### Your goal
Look through the lines below and extract any with the word "components".

═══ Source data

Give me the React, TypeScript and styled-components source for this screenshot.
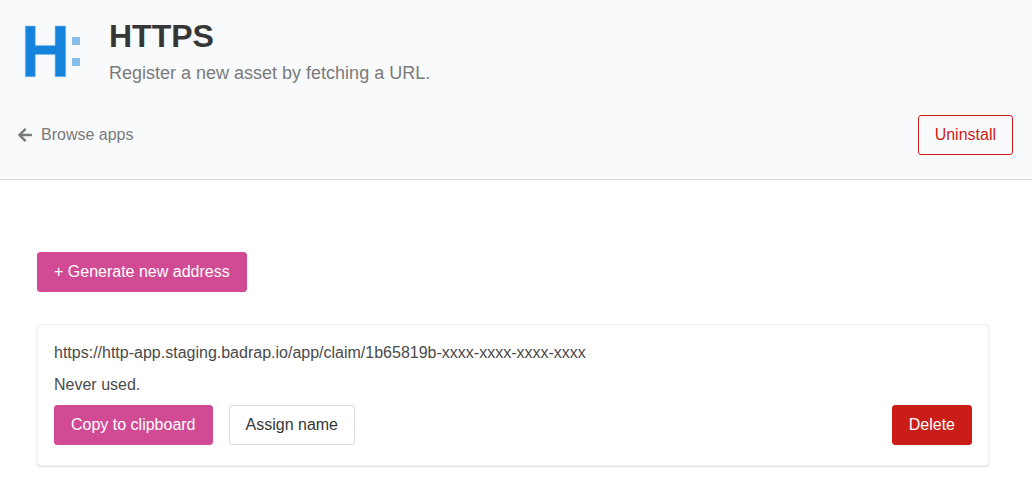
import React from "react";
import styled, { createGlobalStyle, css } from "styled-components";
import { FaArrowLeft } from "react-icons/fa";

const GlobalStyle = createGlobalStyle`
  *, *::before, *::after { box-sizing: border-box; }
  body {
    margin: 0;
    background: #fff;
    color: #4a4a4a;
    font: 16px/24px "Liberation Sans", Arial, sans-serif;
  }
`;

const Header = styled.header`
  padding: 16px 19px 24px 17px;
  background: #f9fafc;
  border-bottom: 1px solid #dbdbdb;
`;

const Brand = styled.div`
  display: flex;
  gap: 24px;
`;

const Logo = styled.svg`
  display: block;
  width: 68px;
  height: 68px;
`;

const Title = styled.h1`
  margin: 0;
  color: #363636;
  font-size: 32px;
  line-height: 40px;
  font-weight: 700;
`;

const Subtitle = styled.p`
  margin: 4px 0 0;
  color: #7a7a7a;
  font-size: 18px;
  line-height: 26px;
`;

const Row = styled.div`
  display: flex;
  align-items: center;
  justify-content: space-between;
`;

const HeaderRow = styled(Row)`
  margin-top: 29px;
`;

const BackLink = styled.a`
  display: inline-flex;
  align-items: center;
  gap: 8px;
  color: #7a7a7a;
  text-decoration: none;
`;

const variants = {
  primary: css`background: #d14b94; border-color: #d14b94; color: #fff;`,
  danger: css`background: #cb1d18; border-color: #cb1d18; color: #fff;`,
  dangerOutline: css`background: transparent; border-color: #cb1d18; color: #cb1d18;`,
  plain: css`background: #fff; border-color: #dbdbdb; color: #363636;`,
};

const Button = styled.button<{ $variant: keyof typeof variants }>`
  height: 40px;
  padding: 0 16px;
  border: 1px solid;
  border-radius: 3px;
  font: inherit;
  white-space: nowrap;
  cursor: pointer;
  ${({ $variant }) => variants[$variant]}
`;

const Main = styled.main`
  padding: 72px 43px 18px 37px;
`;

const Card = styled.section`
  margin-top: 32px;
  padding: 16px 16px 20px;
  border: 1px solid #eff1f3;
  border-radius: 4px;
  background: #fff;
  box-shadow: 0 1px 2px rgba(10, 10, 10, 0.14);
`;

const Line = styled.p`
  margin: 0 0 8px;
  overflow-wrap: anywhere;
`;

const Actions = styled.div`
  display: flex;
  gap: 16px;
`;

export default function App() {
  return (
    <>
      <GlobalStyle />
      <Header>
        <Brand>
          <Logo viewBox="0 0 68 68" aria-hidden="true">
            <path
              fill="#1583dc"
              stroke="#7fbdf0"
              strokeWidth="0.6"
              d="M8.3 10h10v19.4h19.8V10h10.6v50.7H38.1V38.6H18.3v22.1h-10z"
            />
            <path fill="#86bdeb" d="M55 21h8v8h-8zM55 42h8v8h-8z" />
          </Logo>
          <div>
            <Title>HTTPS</Title>
            <Subtitle>Register a new asset by fetching a URL.</Subtitle>
          </div>
        </Brand>
        <HeaderRow>
          <BackLink href="#apps">
            <FaArrowLeft size={16} aria-hidden="true" />
            Browse apps
          </BackLink>
          <Button type="button" $variant="dangerOutline">Uninstall</Button>
        </HeaderRow>
      </Header>
      <Main>
        <Button type="button" $variant="primary">+ Generate new address</Button>
        <Card>
          <Line>https://http-app.staging.badrap.io/app/claim/1b65819b-xxxx-xxxx-xxxx-xxxx</Line>
          <Line>Never used.</Line>
          <Row>
            <Actions>
              <Button type="button" $variant="primary">Copy to clipboard</Button>
              <Button type="button" $variant="plain">Assign name</Button>
            </Actions>
            <Button type="button" $variant="danger">Delete</Button>
          </Row>
        </Card>
      </Main>
    </>
  );
}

══════

### Exercise output
Give me the React, TypeScript and styled-components source for this screenshot.
import styled, { createGlobalStyle, css } from "styled-components";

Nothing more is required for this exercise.